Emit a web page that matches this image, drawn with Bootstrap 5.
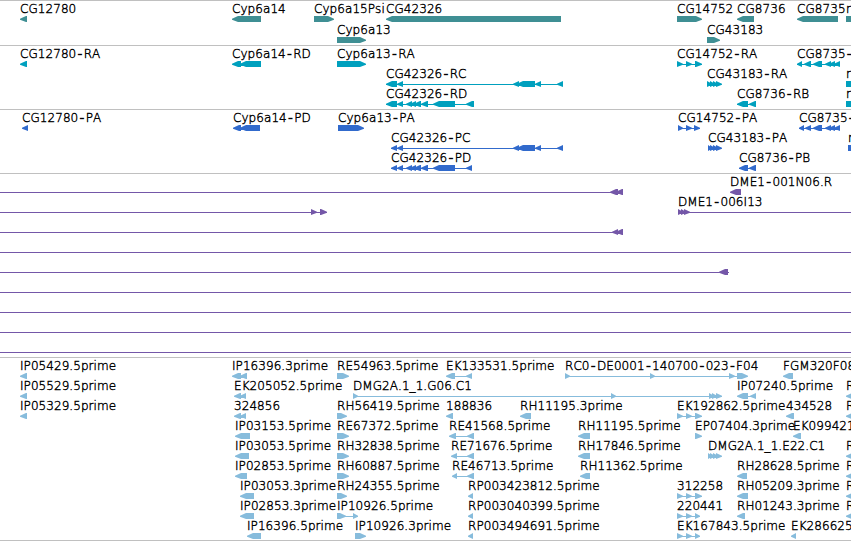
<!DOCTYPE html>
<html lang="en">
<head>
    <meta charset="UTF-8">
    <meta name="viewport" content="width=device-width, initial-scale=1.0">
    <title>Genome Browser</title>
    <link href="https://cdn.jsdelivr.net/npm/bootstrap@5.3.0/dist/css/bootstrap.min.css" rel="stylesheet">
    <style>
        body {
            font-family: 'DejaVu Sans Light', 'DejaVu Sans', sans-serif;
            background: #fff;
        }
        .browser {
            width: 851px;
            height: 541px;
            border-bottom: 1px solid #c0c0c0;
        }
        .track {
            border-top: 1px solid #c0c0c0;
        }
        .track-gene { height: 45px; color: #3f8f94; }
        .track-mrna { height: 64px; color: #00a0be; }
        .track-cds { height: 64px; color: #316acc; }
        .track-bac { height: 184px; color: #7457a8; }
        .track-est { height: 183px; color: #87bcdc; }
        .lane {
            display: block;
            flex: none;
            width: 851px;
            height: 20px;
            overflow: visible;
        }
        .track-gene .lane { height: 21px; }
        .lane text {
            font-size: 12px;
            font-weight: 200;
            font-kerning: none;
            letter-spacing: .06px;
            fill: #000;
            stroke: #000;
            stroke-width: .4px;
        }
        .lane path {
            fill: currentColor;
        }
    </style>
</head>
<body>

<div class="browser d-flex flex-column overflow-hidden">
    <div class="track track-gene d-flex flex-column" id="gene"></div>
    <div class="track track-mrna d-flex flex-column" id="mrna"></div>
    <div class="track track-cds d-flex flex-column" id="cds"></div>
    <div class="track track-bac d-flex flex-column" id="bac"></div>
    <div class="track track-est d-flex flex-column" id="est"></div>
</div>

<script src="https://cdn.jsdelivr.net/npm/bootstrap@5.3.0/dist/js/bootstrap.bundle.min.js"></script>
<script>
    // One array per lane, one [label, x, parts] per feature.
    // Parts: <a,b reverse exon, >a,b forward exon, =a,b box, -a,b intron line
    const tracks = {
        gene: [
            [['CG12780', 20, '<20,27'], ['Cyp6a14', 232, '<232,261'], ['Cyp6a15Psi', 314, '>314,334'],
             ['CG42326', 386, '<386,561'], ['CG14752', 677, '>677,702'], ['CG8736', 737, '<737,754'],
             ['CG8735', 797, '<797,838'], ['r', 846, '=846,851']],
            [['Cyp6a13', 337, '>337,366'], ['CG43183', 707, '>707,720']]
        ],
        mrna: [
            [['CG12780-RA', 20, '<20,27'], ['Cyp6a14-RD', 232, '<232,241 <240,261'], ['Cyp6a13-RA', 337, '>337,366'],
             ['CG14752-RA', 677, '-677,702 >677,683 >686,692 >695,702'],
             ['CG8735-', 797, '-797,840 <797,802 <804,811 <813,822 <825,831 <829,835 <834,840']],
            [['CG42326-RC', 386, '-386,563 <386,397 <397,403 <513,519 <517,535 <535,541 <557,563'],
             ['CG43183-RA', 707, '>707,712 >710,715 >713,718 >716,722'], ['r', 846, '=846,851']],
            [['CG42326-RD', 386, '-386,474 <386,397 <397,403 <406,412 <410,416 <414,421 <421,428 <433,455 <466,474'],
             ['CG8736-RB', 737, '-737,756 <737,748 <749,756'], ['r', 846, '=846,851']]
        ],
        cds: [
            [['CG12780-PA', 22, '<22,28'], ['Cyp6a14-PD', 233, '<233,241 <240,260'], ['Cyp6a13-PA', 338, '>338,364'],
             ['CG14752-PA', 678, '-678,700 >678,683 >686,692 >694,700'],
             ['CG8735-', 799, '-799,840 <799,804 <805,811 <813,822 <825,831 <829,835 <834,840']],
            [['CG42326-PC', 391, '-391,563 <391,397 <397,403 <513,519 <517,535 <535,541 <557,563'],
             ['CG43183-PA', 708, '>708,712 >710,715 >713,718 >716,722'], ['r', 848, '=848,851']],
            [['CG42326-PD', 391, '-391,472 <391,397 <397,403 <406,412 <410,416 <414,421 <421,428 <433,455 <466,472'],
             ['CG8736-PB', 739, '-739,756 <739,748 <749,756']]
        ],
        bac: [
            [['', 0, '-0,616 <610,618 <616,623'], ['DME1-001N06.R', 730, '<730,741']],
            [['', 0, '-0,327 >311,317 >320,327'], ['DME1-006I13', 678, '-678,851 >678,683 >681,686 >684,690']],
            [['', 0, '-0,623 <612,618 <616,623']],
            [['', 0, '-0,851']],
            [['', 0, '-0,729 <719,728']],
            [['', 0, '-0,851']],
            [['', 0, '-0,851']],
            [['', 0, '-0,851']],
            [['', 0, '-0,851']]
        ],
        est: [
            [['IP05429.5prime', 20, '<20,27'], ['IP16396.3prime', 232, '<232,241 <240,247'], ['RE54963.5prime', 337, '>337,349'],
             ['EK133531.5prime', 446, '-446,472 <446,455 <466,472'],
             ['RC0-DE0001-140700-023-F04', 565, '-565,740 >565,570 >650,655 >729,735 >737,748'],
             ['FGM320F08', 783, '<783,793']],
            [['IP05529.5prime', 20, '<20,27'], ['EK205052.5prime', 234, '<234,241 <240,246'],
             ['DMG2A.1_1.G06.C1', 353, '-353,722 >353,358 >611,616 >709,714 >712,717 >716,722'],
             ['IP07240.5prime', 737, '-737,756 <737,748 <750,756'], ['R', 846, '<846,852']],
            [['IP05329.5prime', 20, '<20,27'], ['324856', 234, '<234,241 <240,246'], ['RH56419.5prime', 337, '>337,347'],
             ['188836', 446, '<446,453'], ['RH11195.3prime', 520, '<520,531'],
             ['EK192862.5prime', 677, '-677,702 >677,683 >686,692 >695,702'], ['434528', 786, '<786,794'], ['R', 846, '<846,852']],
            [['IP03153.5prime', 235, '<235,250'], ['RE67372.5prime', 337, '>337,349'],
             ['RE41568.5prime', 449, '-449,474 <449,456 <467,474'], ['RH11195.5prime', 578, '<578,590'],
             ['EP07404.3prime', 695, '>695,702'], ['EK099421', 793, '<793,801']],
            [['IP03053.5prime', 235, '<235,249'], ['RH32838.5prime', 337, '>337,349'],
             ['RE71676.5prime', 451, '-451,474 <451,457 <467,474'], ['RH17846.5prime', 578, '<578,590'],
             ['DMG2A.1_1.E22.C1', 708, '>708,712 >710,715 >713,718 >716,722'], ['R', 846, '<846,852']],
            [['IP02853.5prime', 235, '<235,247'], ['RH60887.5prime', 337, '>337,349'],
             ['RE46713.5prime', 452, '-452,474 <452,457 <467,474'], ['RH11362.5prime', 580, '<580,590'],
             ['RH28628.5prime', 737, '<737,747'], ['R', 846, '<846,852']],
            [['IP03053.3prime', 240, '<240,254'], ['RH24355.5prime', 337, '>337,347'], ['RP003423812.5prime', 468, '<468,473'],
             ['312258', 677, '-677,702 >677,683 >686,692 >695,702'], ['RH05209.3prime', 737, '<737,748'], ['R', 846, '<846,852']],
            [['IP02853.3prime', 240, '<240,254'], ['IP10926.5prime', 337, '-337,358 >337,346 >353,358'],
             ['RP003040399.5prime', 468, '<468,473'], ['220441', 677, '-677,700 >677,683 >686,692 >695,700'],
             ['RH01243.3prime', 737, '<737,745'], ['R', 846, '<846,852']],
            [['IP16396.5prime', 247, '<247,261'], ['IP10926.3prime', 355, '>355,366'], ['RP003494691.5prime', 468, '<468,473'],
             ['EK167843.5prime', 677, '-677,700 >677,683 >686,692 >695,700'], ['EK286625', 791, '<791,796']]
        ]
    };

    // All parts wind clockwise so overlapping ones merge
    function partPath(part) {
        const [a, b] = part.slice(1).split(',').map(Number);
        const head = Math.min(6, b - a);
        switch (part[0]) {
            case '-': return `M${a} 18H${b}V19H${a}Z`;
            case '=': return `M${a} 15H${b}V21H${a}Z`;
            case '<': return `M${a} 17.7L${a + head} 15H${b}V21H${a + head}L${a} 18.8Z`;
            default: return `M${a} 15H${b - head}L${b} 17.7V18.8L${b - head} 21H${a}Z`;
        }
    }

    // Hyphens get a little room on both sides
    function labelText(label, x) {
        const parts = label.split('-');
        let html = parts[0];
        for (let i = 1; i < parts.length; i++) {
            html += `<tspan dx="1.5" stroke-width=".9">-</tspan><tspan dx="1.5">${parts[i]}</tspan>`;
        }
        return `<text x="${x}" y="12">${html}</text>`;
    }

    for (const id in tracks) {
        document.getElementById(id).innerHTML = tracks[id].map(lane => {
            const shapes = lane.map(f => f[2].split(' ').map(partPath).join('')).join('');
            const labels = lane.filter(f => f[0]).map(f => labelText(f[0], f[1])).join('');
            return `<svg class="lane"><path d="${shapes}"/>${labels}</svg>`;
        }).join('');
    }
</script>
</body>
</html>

● ● ●

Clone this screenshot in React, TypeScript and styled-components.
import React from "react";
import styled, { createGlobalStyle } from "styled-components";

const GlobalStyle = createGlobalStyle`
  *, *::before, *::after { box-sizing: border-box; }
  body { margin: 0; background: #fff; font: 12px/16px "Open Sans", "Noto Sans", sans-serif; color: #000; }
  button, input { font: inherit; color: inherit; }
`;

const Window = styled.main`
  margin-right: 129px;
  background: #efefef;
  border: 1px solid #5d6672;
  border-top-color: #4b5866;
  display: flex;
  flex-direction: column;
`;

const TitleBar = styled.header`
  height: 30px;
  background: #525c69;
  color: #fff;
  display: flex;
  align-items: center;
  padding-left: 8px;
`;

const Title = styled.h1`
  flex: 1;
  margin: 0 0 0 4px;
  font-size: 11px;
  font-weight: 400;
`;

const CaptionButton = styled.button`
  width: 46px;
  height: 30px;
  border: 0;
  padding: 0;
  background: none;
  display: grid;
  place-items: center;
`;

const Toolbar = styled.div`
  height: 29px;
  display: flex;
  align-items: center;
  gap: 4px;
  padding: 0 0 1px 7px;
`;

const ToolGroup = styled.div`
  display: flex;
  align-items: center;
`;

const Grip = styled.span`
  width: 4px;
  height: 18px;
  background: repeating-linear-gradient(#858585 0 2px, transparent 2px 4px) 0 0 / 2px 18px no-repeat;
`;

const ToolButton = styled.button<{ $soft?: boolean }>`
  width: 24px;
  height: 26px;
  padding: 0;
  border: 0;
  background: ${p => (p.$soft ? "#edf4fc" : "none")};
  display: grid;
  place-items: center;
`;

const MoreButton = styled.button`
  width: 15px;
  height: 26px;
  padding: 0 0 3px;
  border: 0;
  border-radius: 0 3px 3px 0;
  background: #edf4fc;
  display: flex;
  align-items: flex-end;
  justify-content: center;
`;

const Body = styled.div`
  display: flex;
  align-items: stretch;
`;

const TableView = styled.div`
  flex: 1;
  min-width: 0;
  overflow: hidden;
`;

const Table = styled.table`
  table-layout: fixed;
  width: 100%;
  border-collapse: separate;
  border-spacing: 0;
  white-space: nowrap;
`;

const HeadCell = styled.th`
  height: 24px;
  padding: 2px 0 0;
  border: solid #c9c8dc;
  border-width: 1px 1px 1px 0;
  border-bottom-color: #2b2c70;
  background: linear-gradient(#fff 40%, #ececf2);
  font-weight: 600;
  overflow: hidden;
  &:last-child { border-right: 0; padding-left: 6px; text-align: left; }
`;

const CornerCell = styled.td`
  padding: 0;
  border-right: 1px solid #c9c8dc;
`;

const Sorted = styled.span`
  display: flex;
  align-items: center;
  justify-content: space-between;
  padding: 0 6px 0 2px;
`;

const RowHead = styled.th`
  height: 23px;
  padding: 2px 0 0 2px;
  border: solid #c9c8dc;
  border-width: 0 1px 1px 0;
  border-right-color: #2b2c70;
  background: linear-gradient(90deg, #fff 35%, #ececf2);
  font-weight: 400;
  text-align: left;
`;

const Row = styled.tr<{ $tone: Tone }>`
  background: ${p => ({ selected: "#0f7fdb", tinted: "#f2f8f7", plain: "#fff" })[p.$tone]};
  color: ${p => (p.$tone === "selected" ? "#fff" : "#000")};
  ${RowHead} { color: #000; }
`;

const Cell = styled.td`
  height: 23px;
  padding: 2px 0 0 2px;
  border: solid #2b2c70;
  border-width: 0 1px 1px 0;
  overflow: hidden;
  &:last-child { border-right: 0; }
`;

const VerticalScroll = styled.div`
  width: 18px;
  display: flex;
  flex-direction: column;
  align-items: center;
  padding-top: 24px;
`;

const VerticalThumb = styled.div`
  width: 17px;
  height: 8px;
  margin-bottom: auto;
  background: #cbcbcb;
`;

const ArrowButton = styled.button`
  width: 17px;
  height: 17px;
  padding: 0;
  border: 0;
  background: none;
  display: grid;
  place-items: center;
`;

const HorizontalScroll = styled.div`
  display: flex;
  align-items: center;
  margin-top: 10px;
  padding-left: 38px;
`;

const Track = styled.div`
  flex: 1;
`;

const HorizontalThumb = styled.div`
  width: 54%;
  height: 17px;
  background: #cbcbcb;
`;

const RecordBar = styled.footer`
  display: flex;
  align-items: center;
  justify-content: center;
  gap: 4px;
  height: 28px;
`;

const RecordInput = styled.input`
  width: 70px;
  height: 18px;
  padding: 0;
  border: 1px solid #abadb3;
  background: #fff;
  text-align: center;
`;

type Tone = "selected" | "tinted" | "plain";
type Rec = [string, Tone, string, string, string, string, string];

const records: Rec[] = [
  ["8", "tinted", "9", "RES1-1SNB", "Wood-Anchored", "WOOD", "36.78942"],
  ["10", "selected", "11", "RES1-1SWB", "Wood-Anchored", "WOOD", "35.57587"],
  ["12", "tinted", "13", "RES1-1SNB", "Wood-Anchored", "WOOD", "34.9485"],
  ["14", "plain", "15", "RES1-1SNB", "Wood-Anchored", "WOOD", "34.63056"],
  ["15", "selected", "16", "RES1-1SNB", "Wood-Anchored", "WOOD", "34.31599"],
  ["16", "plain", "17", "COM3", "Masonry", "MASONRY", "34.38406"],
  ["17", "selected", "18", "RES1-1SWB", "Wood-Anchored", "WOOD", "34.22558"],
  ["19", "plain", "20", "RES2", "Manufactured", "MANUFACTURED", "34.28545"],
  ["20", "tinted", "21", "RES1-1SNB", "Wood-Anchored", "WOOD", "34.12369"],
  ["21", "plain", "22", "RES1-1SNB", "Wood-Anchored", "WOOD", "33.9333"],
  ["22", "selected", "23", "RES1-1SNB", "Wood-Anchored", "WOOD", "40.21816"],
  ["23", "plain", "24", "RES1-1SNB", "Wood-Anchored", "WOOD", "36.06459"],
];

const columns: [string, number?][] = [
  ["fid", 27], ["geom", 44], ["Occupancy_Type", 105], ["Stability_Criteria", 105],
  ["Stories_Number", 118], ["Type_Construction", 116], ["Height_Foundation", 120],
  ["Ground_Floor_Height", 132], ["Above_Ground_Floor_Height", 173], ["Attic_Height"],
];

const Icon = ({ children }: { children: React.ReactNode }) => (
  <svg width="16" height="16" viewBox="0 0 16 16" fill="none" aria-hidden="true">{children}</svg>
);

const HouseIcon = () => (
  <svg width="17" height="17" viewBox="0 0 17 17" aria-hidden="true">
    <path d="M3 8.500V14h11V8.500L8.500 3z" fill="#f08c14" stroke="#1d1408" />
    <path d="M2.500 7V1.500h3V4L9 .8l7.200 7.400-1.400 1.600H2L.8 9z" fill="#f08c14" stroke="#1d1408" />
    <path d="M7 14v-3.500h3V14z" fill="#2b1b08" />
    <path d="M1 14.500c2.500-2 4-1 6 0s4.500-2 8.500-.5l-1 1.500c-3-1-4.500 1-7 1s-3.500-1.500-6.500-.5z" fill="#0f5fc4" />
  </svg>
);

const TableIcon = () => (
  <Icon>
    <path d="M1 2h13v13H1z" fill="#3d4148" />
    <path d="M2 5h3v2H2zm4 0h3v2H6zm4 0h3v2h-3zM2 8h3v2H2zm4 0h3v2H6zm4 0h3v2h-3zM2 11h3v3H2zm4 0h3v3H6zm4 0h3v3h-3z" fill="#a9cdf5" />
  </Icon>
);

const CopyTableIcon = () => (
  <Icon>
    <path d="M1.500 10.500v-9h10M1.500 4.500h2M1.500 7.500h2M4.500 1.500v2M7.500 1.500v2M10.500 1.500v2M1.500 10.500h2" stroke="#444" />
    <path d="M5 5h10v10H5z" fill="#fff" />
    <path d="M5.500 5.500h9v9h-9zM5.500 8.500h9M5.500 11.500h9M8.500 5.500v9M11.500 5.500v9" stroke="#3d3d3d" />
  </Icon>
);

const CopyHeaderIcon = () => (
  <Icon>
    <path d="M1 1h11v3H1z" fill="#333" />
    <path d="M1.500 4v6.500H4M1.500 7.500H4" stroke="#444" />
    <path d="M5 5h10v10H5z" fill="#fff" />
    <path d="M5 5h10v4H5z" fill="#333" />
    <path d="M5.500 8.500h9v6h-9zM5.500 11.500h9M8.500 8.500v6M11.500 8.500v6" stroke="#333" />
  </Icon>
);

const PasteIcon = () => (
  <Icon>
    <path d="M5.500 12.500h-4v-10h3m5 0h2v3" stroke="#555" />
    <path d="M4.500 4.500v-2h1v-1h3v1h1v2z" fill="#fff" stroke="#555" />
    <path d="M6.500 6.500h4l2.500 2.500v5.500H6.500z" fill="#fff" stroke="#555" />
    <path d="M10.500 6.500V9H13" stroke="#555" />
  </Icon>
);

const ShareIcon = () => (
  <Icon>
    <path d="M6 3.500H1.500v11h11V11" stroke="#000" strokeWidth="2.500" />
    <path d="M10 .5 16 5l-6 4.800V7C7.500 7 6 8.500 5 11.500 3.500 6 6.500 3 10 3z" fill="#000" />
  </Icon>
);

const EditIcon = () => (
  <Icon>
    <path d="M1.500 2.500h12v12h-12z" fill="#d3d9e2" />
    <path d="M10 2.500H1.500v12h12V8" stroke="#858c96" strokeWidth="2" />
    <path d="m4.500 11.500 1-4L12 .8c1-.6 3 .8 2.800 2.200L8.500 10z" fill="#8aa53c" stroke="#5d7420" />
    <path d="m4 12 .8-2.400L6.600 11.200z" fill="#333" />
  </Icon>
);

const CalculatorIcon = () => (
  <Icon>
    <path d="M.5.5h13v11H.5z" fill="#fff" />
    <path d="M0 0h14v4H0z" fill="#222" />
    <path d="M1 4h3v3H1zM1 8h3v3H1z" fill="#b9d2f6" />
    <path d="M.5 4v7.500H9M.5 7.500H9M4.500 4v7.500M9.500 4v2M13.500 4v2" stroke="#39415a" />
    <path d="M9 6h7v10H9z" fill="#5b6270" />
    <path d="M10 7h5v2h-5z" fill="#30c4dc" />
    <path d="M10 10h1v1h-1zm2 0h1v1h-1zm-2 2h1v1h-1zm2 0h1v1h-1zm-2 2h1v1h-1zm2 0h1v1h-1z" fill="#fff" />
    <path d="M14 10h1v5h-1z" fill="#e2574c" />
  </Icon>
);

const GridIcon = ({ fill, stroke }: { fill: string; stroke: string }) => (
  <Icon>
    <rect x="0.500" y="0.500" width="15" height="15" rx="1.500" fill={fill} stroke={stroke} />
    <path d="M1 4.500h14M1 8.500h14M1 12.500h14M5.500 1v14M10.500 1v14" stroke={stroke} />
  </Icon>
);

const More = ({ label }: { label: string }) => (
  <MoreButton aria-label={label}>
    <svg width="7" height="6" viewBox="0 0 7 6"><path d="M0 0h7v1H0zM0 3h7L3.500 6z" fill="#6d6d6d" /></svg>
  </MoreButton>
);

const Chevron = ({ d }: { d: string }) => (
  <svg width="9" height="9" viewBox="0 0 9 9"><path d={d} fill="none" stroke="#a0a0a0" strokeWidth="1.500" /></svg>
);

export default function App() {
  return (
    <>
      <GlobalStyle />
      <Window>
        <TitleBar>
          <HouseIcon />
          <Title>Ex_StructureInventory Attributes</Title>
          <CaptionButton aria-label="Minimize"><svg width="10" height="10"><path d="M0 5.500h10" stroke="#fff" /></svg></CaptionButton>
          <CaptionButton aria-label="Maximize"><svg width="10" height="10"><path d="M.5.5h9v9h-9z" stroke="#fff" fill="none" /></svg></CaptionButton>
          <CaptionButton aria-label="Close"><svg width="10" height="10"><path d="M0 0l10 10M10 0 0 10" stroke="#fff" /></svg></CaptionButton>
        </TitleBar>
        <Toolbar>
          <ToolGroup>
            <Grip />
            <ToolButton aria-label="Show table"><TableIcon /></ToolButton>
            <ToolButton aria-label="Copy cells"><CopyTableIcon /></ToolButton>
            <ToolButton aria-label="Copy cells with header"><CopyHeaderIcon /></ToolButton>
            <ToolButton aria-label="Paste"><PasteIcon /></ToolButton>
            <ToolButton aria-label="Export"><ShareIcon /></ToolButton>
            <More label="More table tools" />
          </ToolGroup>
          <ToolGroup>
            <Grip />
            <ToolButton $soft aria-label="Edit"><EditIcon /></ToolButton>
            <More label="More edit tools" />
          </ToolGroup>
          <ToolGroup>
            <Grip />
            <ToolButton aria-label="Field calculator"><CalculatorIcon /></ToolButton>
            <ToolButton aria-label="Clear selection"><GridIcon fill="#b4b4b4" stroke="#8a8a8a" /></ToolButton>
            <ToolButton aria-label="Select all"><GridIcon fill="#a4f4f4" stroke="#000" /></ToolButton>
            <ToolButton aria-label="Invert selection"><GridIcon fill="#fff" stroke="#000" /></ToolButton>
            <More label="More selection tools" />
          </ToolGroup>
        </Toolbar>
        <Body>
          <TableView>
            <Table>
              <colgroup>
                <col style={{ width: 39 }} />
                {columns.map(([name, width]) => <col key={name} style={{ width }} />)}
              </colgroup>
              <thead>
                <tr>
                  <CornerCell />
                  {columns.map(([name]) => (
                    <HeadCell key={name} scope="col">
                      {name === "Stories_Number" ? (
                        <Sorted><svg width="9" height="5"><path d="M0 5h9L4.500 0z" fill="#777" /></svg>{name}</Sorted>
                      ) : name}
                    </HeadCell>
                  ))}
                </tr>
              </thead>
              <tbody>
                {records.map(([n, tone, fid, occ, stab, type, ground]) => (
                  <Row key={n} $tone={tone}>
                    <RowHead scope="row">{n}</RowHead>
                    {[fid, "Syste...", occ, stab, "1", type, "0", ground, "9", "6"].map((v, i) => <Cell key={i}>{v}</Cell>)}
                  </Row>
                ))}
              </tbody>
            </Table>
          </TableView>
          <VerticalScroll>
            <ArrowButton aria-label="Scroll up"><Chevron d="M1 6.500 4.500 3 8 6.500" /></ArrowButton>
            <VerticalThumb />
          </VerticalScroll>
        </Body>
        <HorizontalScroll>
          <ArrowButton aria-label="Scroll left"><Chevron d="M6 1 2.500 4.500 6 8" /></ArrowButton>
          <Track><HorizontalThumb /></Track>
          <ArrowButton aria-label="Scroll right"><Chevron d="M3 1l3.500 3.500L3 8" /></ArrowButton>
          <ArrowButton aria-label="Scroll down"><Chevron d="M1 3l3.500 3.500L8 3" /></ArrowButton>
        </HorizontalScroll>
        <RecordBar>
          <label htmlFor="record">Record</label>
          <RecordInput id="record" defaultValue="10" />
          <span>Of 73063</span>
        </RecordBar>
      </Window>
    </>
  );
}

● ● ●

Go through the entries above and copy every line containing "with".

Emit a web page that matches this image, drawn with Bootstrap 5.
            <ToolButton aria-label="Copy cells with header"><CopyHeaderIcon /></ToolButton>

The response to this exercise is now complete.